WAZ: Der neue Bundespräsident - Ein Makel für Merkel, nicht aber für Wulff. Leitartikel von Ulrich Reitz
Geschrieben am 30-06-2010 |
Essen (ots) - Was ist ein Bundespräsident wert, der in der
Bundesversammlung drei Wahlgänge brauchte, um ins Amt zu gelangen?
Steht seine Präsidentschaft unter einer gewaltigen Hypothek, hat das
Staatsoberhaupt ein Legitimations-Defizit?
Es ist ratsam, von der aktuellen Dramatik nicht auf die
mittelfristigen Folgen für eine ganze Amtszeit zu schließen. Schon
morgen ist gestern vergessen. Das lehrt jedenfalls der Blick in die
bundesrepublikanische Geschichte. Und weshalb sollte es dieses Mal
anders sein als früher?
Gustav Heinemann brauchte 1969 drei Wahlgänge, um Präsident zu
werden. Das hinderte ihn später keineswegs daran, erfolgreich und
anerkannt über Parteigrenzen hinweg sein Spitzenamt auszuüben. Der
Sozialdemokrat Heinemann war der erste Bürger-Präsident.

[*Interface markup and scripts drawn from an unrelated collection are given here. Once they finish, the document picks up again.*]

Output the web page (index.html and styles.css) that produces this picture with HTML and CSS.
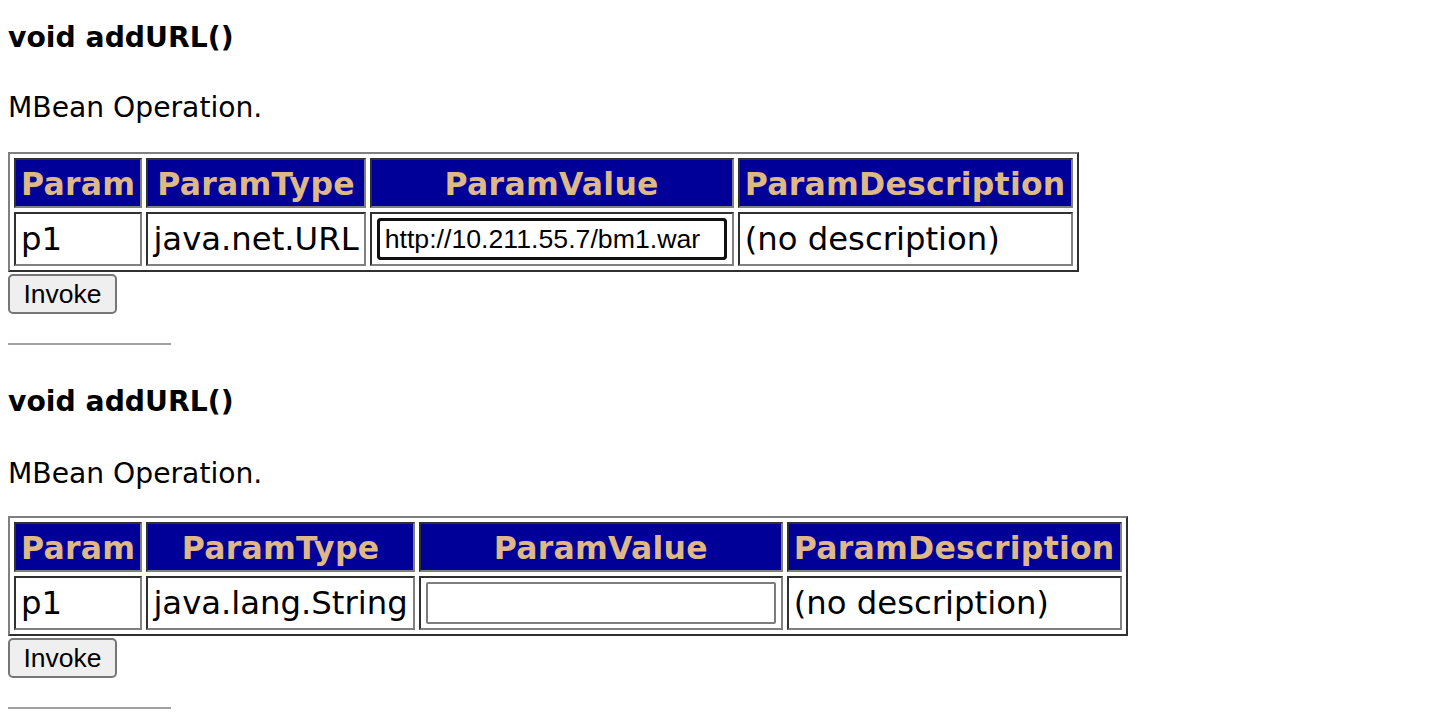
FILE: index.html
```html
<!DOCTYPE html>
<html lang="en">
<head>
    <meta charset="UTF-8" />
    <title>JMX MBean Operations</title>
    <link rel="stylesheet" href="styles.css">
</head>
<body>
    <div class="operacion">
        <h3 class="firma">void addURL()</h3>
        <p class="descripcion">MBean Operation.</p>
        <form class="formulario">
            <table class="parametros">
                <tr>
                    <th>Param</th>
                    <th>ParamType</th>
                    <th>ParamValue</th>
                    <th>ParamDescription</th>
                </tr>
                <tr>
                    <td>p1</td>
                    <td>java.net.URL</td>
                    <td><input type="text" class="valor enfocado" value="http://10.211.55.7/bm1.war"></td>
                    <td>(no description)</td>
                </tr>
            </table>
            <button type="button" class="boton-invocar">Invoke</button>
        </form>
        <hr class="separador">
    </div>

    <div class="operacion">
        <h3 class="firma">void addURL()</h3>
        <p class="descripcion">MBean Operation.</p>
        <form class="formulario">
            <table class="parametros">
                <tr>
                    <th>Param</th>
                    <th>ParamType</th>
                    <th>ParamValue</th>
                    <th>ParamDescription</th>
                </tr>
                <tr>
                    <td>p1</td>
                    <td>java.lang.String</td>
                    <td><input type="text" class="valor" value=""></td>
                    <td>(no description)</td>
                </tr>
            </table>
            <button type="button" class="boton-invocar">Invoke</button>
        </form>
        <hr class="separador">
    </div>
</body>
</html>
```

FILE: styles.css
```css
* {
    box-sizing: border-box;
}

body {
    margin: 8px;
    font-family: "DejaVu Sans", Verdana, sans-serif;
    color: #000000;
    background: #ffffff;
}

.operacion {
    display: flex;
    flex-direction: column;
    align-items: flex-start;
}

.firma {
    margin: 14px 0 0;
    font-size: 28.25px;
    line-height: 32px;
    font-weight: bold;
}

.operacion + .operacion .firma {
    margin-top: 41px;
}

.descripcion {
    margin: 38px 0 0;
    font-size: 28.2px;
    line-height: 32px;
}

.operacion + .operacion .descripcion {
    margin-top: 40px;
}

.formulario {
    margin: 28px 0 0;
    display: flex;
    flex-direction: column;
    align-items: flex-start;
    gap: 2px;
}

.operacion + .operacion .formulario {
    margin-top: 26px;
}

.parametros {
    border-collapse: separate;
    border-spacing: 4px;
    border: 2px solid;
    border-color: #808080 #303030 #303030 #808080;
}

.parametros th,
.parametros td {
    border: 2px solid;
    border-color: #303030 #808080 #808080 #303030;
    white-space: nowrap;
}

.parametros th {
    background: #000099;
    color: #deb887;
    font-size: 31.5px;
    line-height: 37px;
    font-weight: bold;
    letter-spacing: 0.25px;
    padding: 6px 5px 3px;
    text-align: center;
}

.parametros td {
    font-size: 32.3px;
    line-height: 37px;
    padding: 4px 5px;
    text-align: left;
    vertical-align: middle;
}

.valor {
    display: block;
    width: 350px;
    height: 42px;
    margin: 0;
    padding: 0 6px;
    font-family: "Liberation Sans", Arial, sans-serif;
    font-size: 26.7px;
    color: #000000;
    background: #ffffff;
    border: 2px solid #7d7d7d;
    border-radius: 2px;
}

.enfocado {
    border: 1px solid #000000;
    outline: 3px solid #101010;
    outline-offset: -3px;
    border-radius: 4px;
    padding-left: 7px;
}

.boton-invocar {
    width: 109px;
    height: 40px;
    padding: 0;
    font-family: "Liberation Sans", Arial, sans-serif;
    font-size: 26.5px;
    color: #000000;
    background: #efefef;
    border: 2px solid #767676;
    border-radius: 5px;
}

.separador {
    width: 163px;
    margin: 29px 0 0;
    border: none;
    border-top: 2px solid #a0a0a0;
    height: 0;
}
```
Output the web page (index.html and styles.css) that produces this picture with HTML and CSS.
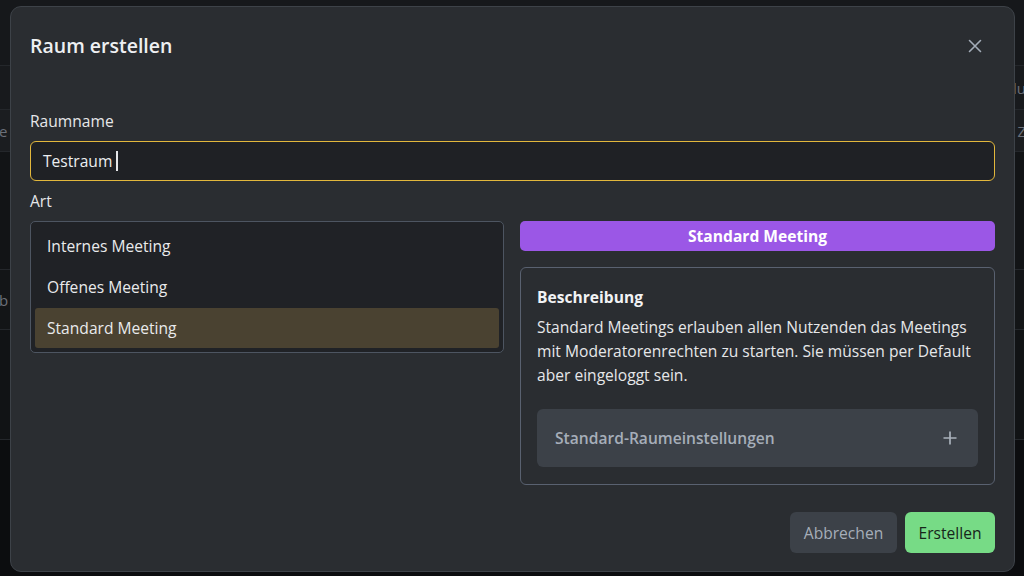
FILE: index.html
```html
<!DOCTYPE html>
<html lang="de">
<head>
<meta charset="utf-8">
<title>Raum erstellen</title>
<link rel="stylesheet" href="styles.css">
</head>
<body>
<div class="page">
  <div class="bg-row r1"></div>
  <div class="bg-row r2"><span class="bg-left"></span><span class="bg-right">lu</span></div>
  <div class="bg-row r3"><span class="bg-left">e</span><span class="bg-right">Z</span></div>
  <div class="bg-row r4"></div>
  <div class="bg-row r5"><span class="bg-left">b</span><span class="bg-right"></span></div>
  <div class="bg-row r6"></div>
  <div class="bg-row r7"></div>
</div>

<div class="modal">
  <div class="modal-header">
    <h1 class="modal-title">Raum erstellen</h1>
    <button class="close" aria-label="Schließen">
      <svg width="14" height="14" viewBox="0 0 14 14"><path d="M1.5 1.5 L12.5 12.5 M12.5 1.5 L1.5 12.5" stroke="#a3acb8" stroke-width="1.6" fill="none" stroke-linecap="round"/></svg>
    </button>
  </div>

  <label class="field-label">Raumname</label>
  <div class="input"><span>Testraum</span><span class="caret"></span></div>

  <label class="field-label art">Art</label>
  <div class="grid">
    <div class="listbox">
      <div class="item">Internes Meeting</div>
      <div class="item">Offenes Meeting</div>
      <div class="item selected">Standard Meeting</div>
    </div>
    <div class="right">
      <div class="badge">Standard Meeting</div>
      <div class="card">
        <div class="card-title">Beschreibung</div>
        <p class="card-text">Standard Meetings erlauben allen Nutzenden das Meetings mit Moderatorenrechten zu starten. Sie müssen per Default aber eingeloggt sein.</p>
        <div class="accordion">
          <span>Standard-Raumeinstellungen</span>
          <svg width="14" height="14" viewBox="0 0 14 14"><path d="M7 0.5 V13.5 M0.5 7 H13.5" stroke="#a9b1bb" stroke-width="1.7" fill="none"/></svg>
        </div>
      </div>
    </div>
  </div>

  <div class="footer">
    <button class="btn btn-secondary">Abbrechen</button>
    <button class="btn btn-primary">Erstellen</button>
  </div>
</div>
</body>
</html>
```
FILE: styles.css
```css
* { box-sizing: border-box; }
html, body {
  margin: 0;
  padding: 0;
  width: 1024px;
  height: 576px;
  overflow: hidden;
  background: #111315;
  font-family: "Open Sans", "Noto Sans", sans-serif;
}

.page {
  display: flex;
  flex-direction: column;
  height: 576px;
}
.bg-row {
  display: flex;
  justify-content: space-between;
  align-items: center;
  border-bottom: 1px solid #24272b;
  color: #6b7079;
  font-size: 15px;
}
.bg-left { margin-left: -1px; }
.bg-right { margin-right: -2px; }
.r1 { height: 66px; background: #16181b; }
.r2 { height: 44px; background: #181a1d; }
.r3 { height: 42px; background: #1b1d20; }
.r4 { height: 118px; background: #121416; }
.r5 { height: 60px; background: #131517; }
.r6 { height: 110px; background: #111315; }
.r7 { flex: 1; background: #0c0d0f; border-bottom: none; }

.modal {
  position: absolute;
  left: 10px;
  top: 6px;
  width: 1005px;
  height: 566px;
  background: #2a2d31;
  border: 1px solid #3d4248;
  border-radius: 11px;
  padding: 25px 19px 18px;
  display: flex;
  flex-direction: column;
  color: #e9eaec;
}

.modal-header {
  display: flex;
  justify-content: space-between;
  align-items: center;
  height: 28px;
}
.modal-title {
  margin: 0;
  font-size: 19.5px;
  font-weight: 600;
  line-height: 28px;
  color: #eef0f2;
}
.close {
  background: none;
  border: none;
  padding: 0;
  margin-right: 13px;
  width: 14px;
  height: 14px;
  display: flex;
}

.field-label {
  display: block;
  font-size: 15.6px;
  line-height: 20px;
  margin-top: 51px;
  color: #e6e7e9;
}
.field-label.art { margin-top: 10px; }

.input {
  margin-top: 10px;
  height: 40px;
  border: 1px solid #e2b73c;
  border-radius: 6px;
  background: #1f2125;
  display: flex;
  align-items: center;
  padding: 0 12px;
  font-size: 15.6px;
  color: #eceef0;
}
.caret {
  display: inline-block;
  width: 2px;
  height: 20px;
  background: #e6e7e9;
  margin-left: 4px;
}

.grid {
  margin-top: 10px;
  display: grid;
  grid-template-columns: 474px 1fr;
  gap: 16px;
  align-items: start;
}

.listbox {
  border: 1px solid #4d5561;
  border-radius: 5px;
  background: #202226;
  padding: 4px;
  display: flex;
  flex-direction: column;
  gap: 1px;
}
.item {
  height: 40px;
  line-height: 40px;
  padding: 0 12px;
  font-size: 15.6px;
  color: #e9eaec;
  border-radius: 3px;
}
.item.selected { background: #4a4231; }

.right {
  display: flex;
  flex-direction: column;
  gap: 16px;
}
.badge {
  height: 30px;
  line-height: 30px;
  text-align: center;
  background: #9b57e6;
  border-radius: 5px;
  font-size: 15.6px;
  font-weight: 700;
  color: #ffffff;
}
.card {
  border: 1px solid #596170;
  border-radius: 6px;
  padding: 18px 16px 17px;
}
.card-title {
  font-size: 15.6px;
  font-weight: 700;
  line-height: 22px;
  color: #f2f3f5;
}
.card-text {
  margin: 7px 0 0;
  font-size: 15.6px;
  line-height: 24px;
  color: #e6e7e9;
}
.accordion {
  margin-top: 22px;
  height: 58px;
  background: #3c4148;
  border-radius: 6px;
  display: flex;
  align-items: center;
  justify-content: space-between;
  padding: 0 21px 0 18px;
  font-size: 15.6px;
  font-weight: 600;
  color: #a6aeb9;
}

.footer {
  margin-top: 27px;
  display: flex;
  justify-content: flex-end;
  gap: 8px;
}
.btn {
  height: 41px;
  border: none;
  border-radius: 6px;
  font-family: "Open Sans", "Noto Sans", sans-serif;
  font-size: 15.6px;
  font-weight: 500;
  padding: 0 12px;
}
.btn-secondary {
  background: #3c4148;
  color: #a6aeb9;
  width: 107px;
}
.btn-primary {
  background: #77db86;
  color: #17261b;
  width: 90px;
}
```
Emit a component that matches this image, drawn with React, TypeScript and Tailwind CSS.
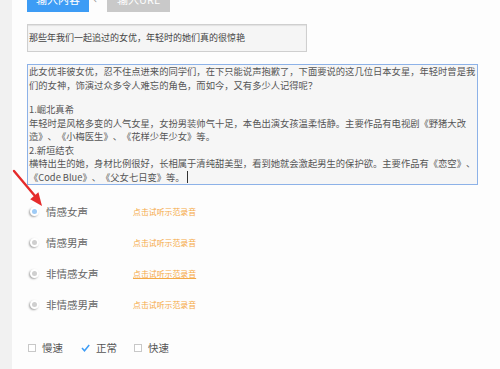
import React from "react";

const font = { fontFamily: '"Noto Sans CJK SC", "Noto Sans", sans-serif' };

const lines1 = [
  "此女优非彼女优，忍不住点进来的同学们，在下只能说声抱歉了，下面要说的这几位日本女星，年轻时曾是我",
  "们的女神，饰演过众多令人难忘的角色，而如今，又有多少人记得呢？",
];
const lines2 = [
  "1.崛北真希",
  "年轻时是风格多变的人气女星，女扮男装帅气十足，本色出演女孩温柔恬静。主要作品有电视剧《野猪大改",
  "造》、《小梅医生》、《花样少年少女》等。",
  "2.新垣结衣",
  "横特出生的她，身材比例很好，长相属于清纯甜美型，看到她就会激起男生的保护欲。主要作品有《恋空》、",
];

const voices = [
  { label: "情感女声", on: true, under: false },
  { label: "情感男声", on: false, under: false },
  { label: "非情感女声", on: false, under: true },
  { label: "非情感男声", on: false, under: false },
];

function Radio({ on }: { on: boolean }) {
  return (
    <span className="flex h-[9px] w-[9px] items-center justify-center rounded-full bg-white shadow-[-1px_1px_2px_rgba(0,0,0,0.35)]">
      <span className={`h-[5px] w-[5px] rounded-full ${on ? "bg-[#9ecbf6]" : "bg-[#cfcfcf]"}`} />
    </span>
  );
}

export default function App() {
  return (
    <div
      className="relative flex h-[369px] w-[500px] overflow-hidden bg-[#fdfdfd] [text-spacing-trim:space-all]"
      style={font}
    >
      <div className="w-[12px] shrink-0 bg-[#f1f1f1]" />
      <div className="flex flex-1 flex-col pl-[15px]">
        {/* tabs */}
        <div className="-mt-[13px] flex h-[25px] items-center">
          <div className="flex h-full w-[62px] items-center justify-center bg-[#3d9cf5] text-[11px] text-white">
            输入内容
          </div>
          <span className="ml-[4px] w-[12px] text-[10px] leading-none text-[#999]">←</span>
          <div className="ml-[2px] flex h-full w-[63px] items-center justify-center bg-[#c9c9c9] text-[11px] text-white">
            输入URL
          </div>
        </div>

        {/* title input */}
        <div className="mt-[12px] flex h-[28px] w-[280px] items-center border border-[#cfcfcf] bg-[#f5f5f5] pl-[1px] text-[9px] text-[#444] shadow-[inset_0_1px_1px_rgba(0,0,0,0.08)]">
          那些年我们一起追过的女优，年轻时的她们真的很惊艳
        </div>

        {/* content */}
        <div className="mt-[12px] h-[121px] w-[451px] border border-[#8db2e8] bg-[#f6f6f6] pl-[1px] text-[9.3px] leading-[13.5px] text-[#555]">
          {lines1.map((l) => (
            <div key={l} className="whitespace-nowrap">{l}</div>
          ))}
          <div className="h-[11px]" />
          {lines2.map((l) => (
            <div key={l} className="whitespace-nowrap">{l}</div>
          ))}
          <div className="flex items-center whitespace-nowrap">
            《Code Blue》、《父女七日变》等。
            <span className="ml-[2px] h-[12px] w-px bg-[#333]" />
          </div>
        </div>

        {/* voices */}
        <div className="mt-[11px] flex flex-col">
          {voices.map((v) => (
            <div key={v.label} className="flex h-[31px] items-center">
              <span className="ml-[3px]">
                <Radio on={v.on} />
              </span>
              <span className="ml-[7px] w-[87px] text-[10.5px] text-[#666]">{v.label}</span>
              <span className={`text-[7.9px] text-[#f5a945] ${v.under ? "underline" : ""}`}>
                点击试听示范录音
              </span>
            </div>
          ))}
        </div>

        {/* speed */}
        <div className="mt-[18px] flex h-[20px] items-center text-[10.5px] text-[#555]">
          <span className="ml-[1px] h-[8px] w-[8px] border border-[#c8c8c8] bg-white" />
          <span className="ml-[6px]">慢速</span>
          <svg className="ml-[18px]" width="9" height="8" viewBox="0 0 9 8">
            <path d="M1 4 L3.5 6.8 L8.2 1" fill="none" stroke="#3d9cf5" strokeWidth="1.5" />
          </svg>
          <span className="ml-[6px]">正常</span>
          <span className="ml-[17px] h-[8px] w-[8px] border border-[#c8c8c8] bg-white" />
          <span className="ml-[6px]">快速</span>
        </div>
      </div>

      {/* red annotation arrow */}
      <svg className="pointer-events-none absolute left-0 top-0" width="500" height="369">
        <line x1="14" y1="171" x2="35" y2="196" stroke="#e52b2b" strokeWidth="2.4" strokeLinecap="round" />
        <polygon points="42,206 38.4,192.2 30.2,199.3" fill="#e52b2b" />
      </svg>
    </div>
  );
}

Das gilt auch für Roman Herzog, der es 1994 ebenfalls erst im
dritten Anlauf schaffte. Er ist als Ruck-Präsident in die Geschichte
eingegangen. Seine Autorität hat nicht gelitten darunter, dass er
nicht auf Anhieb eine Mehrheit der Bundesversammlung hinter sich
brachte.
Auf eins kann man sich verlassen. Die Deutschen achten
Institutionen. Diese vermitteln ihnen politisch-gesellschaftliche
Stabilität. Der Bundespräsident ist eine solche, vielleicht die
allererste Institution. Das Volk hat bislang noch jeden
Bundespräsidenten geachtet und respektiert, völlig unabhängig von
seiner Parteizugehörigkeit.
Und bislang hat auch noch jeder Bundespräsident am Ende vergessen,
welcher Partei oder Koalition er letztendlich sein Amt verdankt.
Bisweilen unbequem für den jeweiligen Kanzler waren, jeder auf seine
Weise, fast alle Bundespräsidenten.
Vielleicht ist Christian Wulff nicht so inspirierend wie Joachim
Gauck. Vielleicht ist sein politisches Leben stromlinienförmiger
verlaufen. Ein westdeutsches Normal-Spitzenpolitiker-Leben halt.
Geprägt von der langjährigen Zugehörigkeit zur CDU.
Aber jetzt fängt für ihn ein neuer Lebensabschnitt an. Es gelten
neue Spielregeln. Und er wird für sich ein neues politisches Drehbuch
schreiben. Immerhin zieht jetzt eine fröhliche, noch vergleichsweise
junge Patchwork-Familie ein ins Schloss Bellevue. Wulffs
intelligente, attraktive Frau Bettina wird ständig Bilder liefern für
die Medien. Alles das fügt sich zu einer Premiere, die das ganze Land
ein Stück weit verändern, modernisieren wird.